(RECORDED DATA)
····················

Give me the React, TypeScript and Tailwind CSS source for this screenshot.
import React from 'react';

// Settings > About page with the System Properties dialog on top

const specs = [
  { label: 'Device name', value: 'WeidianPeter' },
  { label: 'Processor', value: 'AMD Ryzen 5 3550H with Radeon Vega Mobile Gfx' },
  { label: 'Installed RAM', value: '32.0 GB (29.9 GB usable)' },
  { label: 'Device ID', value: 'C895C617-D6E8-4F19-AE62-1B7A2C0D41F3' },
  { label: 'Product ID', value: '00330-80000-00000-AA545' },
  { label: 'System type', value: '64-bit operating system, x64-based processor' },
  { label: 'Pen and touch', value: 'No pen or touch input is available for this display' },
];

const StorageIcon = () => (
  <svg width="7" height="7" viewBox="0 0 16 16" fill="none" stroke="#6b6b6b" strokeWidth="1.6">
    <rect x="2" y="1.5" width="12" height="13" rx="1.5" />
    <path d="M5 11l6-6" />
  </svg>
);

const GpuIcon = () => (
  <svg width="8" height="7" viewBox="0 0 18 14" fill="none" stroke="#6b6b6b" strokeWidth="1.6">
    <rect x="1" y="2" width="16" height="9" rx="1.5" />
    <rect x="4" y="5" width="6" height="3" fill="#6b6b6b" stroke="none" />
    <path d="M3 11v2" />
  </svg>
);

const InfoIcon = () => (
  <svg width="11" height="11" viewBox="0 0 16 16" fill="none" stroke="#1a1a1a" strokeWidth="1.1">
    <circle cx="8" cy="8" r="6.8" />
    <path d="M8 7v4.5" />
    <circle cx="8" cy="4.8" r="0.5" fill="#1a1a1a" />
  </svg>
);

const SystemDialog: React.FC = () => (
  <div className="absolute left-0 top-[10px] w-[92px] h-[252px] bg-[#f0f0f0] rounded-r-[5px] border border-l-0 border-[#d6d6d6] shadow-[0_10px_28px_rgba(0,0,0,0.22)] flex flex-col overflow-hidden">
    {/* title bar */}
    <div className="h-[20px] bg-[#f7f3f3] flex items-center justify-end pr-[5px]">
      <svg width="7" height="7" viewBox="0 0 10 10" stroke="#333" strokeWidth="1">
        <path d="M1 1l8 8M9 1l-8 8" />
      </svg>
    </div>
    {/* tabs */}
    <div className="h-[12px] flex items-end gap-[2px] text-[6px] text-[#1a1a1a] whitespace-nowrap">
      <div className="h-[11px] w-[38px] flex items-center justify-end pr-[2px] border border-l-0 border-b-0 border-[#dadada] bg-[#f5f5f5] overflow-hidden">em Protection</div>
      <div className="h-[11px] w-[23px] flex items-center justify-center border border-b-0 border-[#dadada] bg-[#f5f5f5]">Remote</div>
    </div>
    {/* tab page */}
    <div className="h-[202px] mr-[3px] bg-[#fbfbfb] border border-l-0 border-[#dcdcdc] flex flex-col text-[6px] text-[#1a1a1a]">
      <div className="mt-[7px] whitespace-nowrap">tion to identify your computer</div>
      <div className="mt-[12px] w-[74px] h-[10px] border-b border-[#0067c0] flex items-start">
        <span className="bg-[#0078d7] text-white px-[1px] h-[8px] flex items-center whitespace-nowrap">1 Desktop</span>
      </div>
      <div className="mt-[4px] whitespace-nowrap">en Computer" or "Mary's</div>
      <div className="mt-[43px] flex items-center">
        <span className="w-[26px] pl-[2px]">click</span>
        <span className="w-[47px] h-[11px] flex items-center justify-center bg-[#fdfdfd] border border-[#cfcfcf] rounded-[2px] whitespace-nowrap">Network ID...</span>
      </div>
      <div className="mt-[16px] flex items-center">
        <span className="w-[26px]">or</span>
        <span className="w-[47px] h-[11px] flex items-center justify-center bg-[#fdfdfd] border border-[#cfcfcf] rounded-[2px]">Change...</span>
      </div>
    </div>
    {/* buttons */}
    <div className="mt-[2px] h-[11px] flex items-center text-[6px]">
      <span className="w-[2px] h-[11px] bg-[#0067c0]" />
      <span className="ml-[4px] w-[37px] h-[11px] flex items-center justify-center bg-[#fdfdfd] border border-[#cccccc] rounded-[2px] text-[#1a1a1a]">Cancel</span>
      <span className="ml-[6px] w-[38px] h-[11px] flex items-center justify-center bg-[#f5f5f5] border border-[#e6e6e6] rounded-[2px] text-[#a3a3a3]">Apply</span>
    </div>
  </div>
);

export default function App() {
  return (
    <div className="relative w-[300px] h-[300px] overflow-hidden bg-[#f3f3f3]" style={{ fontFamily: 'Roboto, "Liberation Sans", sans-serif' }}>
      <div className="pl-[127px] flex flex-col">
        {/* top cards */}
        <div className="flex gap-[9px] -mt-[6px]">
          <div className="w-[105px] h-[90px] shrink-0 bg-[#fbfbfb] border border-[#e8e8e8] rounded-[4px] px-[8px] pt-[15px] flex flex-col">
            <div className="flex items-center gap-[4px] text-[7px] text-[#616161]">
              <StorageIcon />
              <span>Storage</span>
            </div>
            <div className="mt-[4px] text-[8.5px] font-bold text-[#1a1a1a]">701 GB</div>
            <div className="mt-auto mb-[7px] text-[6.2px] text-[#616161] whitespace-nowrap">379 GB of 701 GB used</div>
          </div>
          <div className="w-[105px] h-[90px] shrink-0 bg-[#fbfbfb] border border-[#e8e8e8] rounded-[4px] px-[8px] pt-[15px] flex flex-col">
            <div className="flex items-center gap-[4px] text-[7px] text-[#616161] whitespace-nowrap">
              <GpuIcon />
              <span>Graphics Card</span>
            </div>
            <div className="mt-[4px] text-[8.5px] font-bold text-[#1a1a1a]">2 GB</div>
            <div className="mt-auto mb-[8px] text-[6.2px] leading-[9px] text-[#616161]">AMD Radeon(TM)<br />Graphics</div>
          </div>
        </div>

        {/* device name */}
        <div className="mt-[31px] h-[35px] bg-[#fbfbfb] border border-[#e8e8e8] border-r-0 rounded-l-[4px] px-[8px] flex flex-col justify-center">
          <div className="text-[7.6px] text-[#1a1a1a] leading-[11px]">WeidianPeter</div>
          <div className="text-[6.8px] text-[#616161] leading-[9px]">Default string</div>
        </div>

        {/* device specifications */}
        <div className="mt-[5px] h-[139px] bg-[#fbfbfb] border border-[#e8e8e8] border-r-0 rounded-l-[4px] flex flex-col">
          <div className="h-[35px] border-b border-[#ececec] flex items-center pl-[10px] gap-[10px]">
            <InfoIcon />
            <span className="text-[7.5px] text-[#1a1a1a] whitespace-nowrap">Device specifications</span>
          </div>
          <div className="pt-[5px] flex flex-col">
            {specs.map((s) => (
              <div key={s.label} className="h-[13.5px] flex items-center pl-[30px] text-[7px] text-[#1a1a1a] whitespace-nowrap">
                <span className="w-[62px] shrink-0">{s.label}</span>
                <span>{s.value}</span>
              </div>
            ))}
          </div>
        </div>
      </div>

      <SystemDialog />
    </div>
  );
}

····················

(THE TASK) From the listing above, extract every line exactly as it stands.

(TASK ANSWER)
Give me the React, TypeScript and Tailwind CSS source for this screenshot.
import React from 'react';

// Settings > About page with the System Properties dialog on top

const specs = [
  { label: 'Device name', value: 'WeidianPeter' },
  { label: 'Processor', value: 'AMD Ryzen 5 3550H with Radeon Vega Mobile Gfx' },
  { label: 'Installed RAM', value: '32.0 GB (29.9 GB usable)' },
  { label: 'Device ID', value: 'C895C617-D6E8-4F19-AE62-1B7A2C0D41F3' },
  { label: 'Product ID', value: '00330-80000-00000-AA545' },
  { label: 'System type', value: '64-bit operating system, x64-based processor' },
  { label: 'Pen and touch', value: 'No pen or touch input is available for this display' },
];

const StorageIcon = () => (
  <svg width="7" height="7" viewBox="0 0 16 16" fill="none" stroke="#6b6b6b" strokeWidth="1.6">
    <rect x="2" y="1.5" width="12" height="13" rx="1.5" />
    <path d="M5 11l6-6" />
  </svg>
);

const GpuIcon = () => (
  <svg width="8" height="7" viewBox="0 0 18 14" fill="none" stroke="#6b6b6b" strokeWidth="1.6">
    <rect x="1" y="2" width="16" height="9" rx="1.5" />
    <rect x="4" y="5" width="6" height="3" fill="#6b6b6b" stroke="none" />
    <path d="M3 11v2" />
  </svg>
);

const InfoIcon = () => (
  <svg width="11" height="11" viewBox="0 0 16 16" fill="none" stroke="#1a1a1a" strokeWidth="1.1">
    <circle cx="8" cy="8" r="6.8" />
    <path d="M8 7v4.5" />
    <circle cx="8" cy="4.8" r="0.5" fill="#1a1a1a" />
  </svg>
);

const SystemDialog: React.FC = () => (
  <div className="absolute left-0 top-[10px] w-[92px] h-[252px] bg-[#f0f0f0] rounded-r-[5px] border border-l-0 border-[#d6d6d6] shadow-[0_10px_28px_rgba(0,0,0,0.22)] flex flex-col overflow-hidden">
    {/* title bar */}
    <div className="h-[20px] bg-[#f7f3f3] flex items-center justify-end pr-[5px]">
      <svg width="7" height="7" viewBox="0 0 10 10" stroke="#333" strokeWidth="1">
        <path d="M1 1l8 8M9 1l-8 8" />
      </svg>
    </div>
    {/* tabs */}
    <div className="h-[12px] flex items-end gap-[2px] text-[6px] text-[#1a1a1a] whitespace-nowrap">
      <div className="h-[11px] w-[38px] flex items-center justify-end pr-[2px] border border-l-0 border-b-0 border-[#dadada] bg-[#f5f5f5] overflow-hidden">em Protection</div>
      <div className="h-[11px] w-[23px] flex items-center justify-center border border-b-0 border-[#dadada] bg-[#f5f5f5]">Remote</div>
    </div>
    {/* tab page */}
    <div className="h-[202px] mr-[3px] bg-[#fbfbfb] border border-l-0 border-[#dcdcdc] flex flex-col text-[6px] text-[#1a1a1a]">
      <div className="mt-[7px] whitespace-nowrap">tion to identify your computer</div>
      <div className="mt-[12px] w-[74px] h-[10px] border-b border-[#0067c0] flex items-start">
        <span className="bg-[#0078d7] text-white px-[1px] h-[8px] flex items-center whitespace-nowrap">1 Desktop</span>
      </div>
      <div className="mt-[4px] whitespace-nowrap">en Computer" or "Mary's</div>
      <div className="mt-[43px] flex items-center">
        <span className="w-[26px] pl-[2px]">click</span>
        <span className="w-[47px] h-[11px] flex items-center justify-center bg-[#fdfdfd] border border-[#cfcfcf] rounded-[2px] whitespace-nowrap">Network ID...</span>
      </div>
      <div className="mt-[16px] flex items-center">
        <span className="w-[26px]">or</span>
        <span className="w-[47px] h-[11px] flex items-center justify-center bg-[#fdfdfd] border border-[#cfcfcf] rounded-[2px]">Change...</span>
      </div>
    </div>
    {/* buttons */}
    <div className="mt-[2px] h-[11px] flex items-center text-[6px]">
      <span className="w-[2px] h-[11px] bg-[#0067c0]" />
      <span className="ml-[4px] w-[37px] h-[11px] flex items-center justify-center bg-[#fdfdfd] border border-[#cccccc] rounded-[2px] text-[#1a1a1a]">Cancel</span>
      <span className="ml-[6px] w-[38px] h-[11px] flex items-center justify-center bg-[#f5f5f5] border border-[#e6e6e6] rounded-[2px] text-[#a3a3a3]">Apply</span>
    </div>
  </div>
);

export default function App() {
  return (
    <div className="relative w-[300px] h-[300px] overflow-hidden bg-[#f3f3f3]" style={{ fontFamily: 'Roboto, "Liberation Sans", sans-serif' }}>
      <div className="pl-[127px] flex flex-col">
        {/* top cards */}
        <div className="flex gap-[9px] -mt-[6px]">
          <div className="w-[105px] h-[90px] shrink-0 bg-[#fbfbfb] border border-[#e8e8e8] rounded-[4px] px-[8px] pt-[15px] flex flex-col">
            <div className="flex items-center gap-[4px] text-[7px] text-[#616161]">
              <StorageIcon />
              <span>Storage</span>
            </div>
            <div className="mt-[4px] text-[8.5px] font-bold text-[#1a1a1a]">701 GB</div>
            <div className="mt-auto mb-[7px] text-[6.2px] text-[#616161] whitespace-nowrap">379 GB of 701 GB used</div>
          </div>
          <div className="w-[105px] h-[90px] shrink-0 bg-[#fbfbfb] border border-[#e8e8e8] rounded-[4px] px-[8px] pt-[15px] flex flex-col">
            <div className="flex items-center gap-[4px] text-[7px] text-[#616161] whitespace-nowrap">
              <GpuIcon />
              <span>Graphics Card</span>
            </div>
            <div className="mt-[4px] text-[8.5px] font-bold text-[#1a1a1a]">2 GB</div>
            <div className="mt-auto mb-[8px] text-[6.2px] leading-[9px] text-[#616161]">AMD Radeon(TM)<br />Graphics</div>
          </div>
        </div>

        {/* device name */}
        <div className="mt-[31px] h-[35px] bg-[#fbfbfb] border border-[#e8e8e8] border-r-0 rounded-l-[4px] px-[8px] flex flex-col justify-center">
          <div className="text-[7.6px] text-[#1a1a1a] leading-[11px]">WeidianPeter</div>
          <div className="text-[6.8px] text-[#616161] leading-[9px]">Default string</div>
        </div>

        {/* device specifications */}
        <div className="mt-[5px] h-[139px] bg-[#fbfbfb] border border-[#e8e8e8] border-r-0 rounded-l-[4px] flex flex-col">
          <div className="h-[35px] border-b border-[#ececec] flex items-center pl-[10px] gap-[10px]">
            <InfoIcon />
            <span className="text-[7.5px] text-[#1a1a1a] whitespace-nowrap">Device specifications</span>
          </div>
          <div className="pt-[5px] flex flex-col">
            {specs.map((s) => (
              <div key={s.label} className="h-[13.5px] flex items-center pl-[30px] text-[7px] text-[#1a1a1a] whitespace-nowrap">
                <span className="w-[62px] shrink-0">{s.label}</span>
                <span>{s.value}</span>
              </div>
            ))}
          </div>
        </div>
      </div>

      <SystemDialog />
    </div>
  );
}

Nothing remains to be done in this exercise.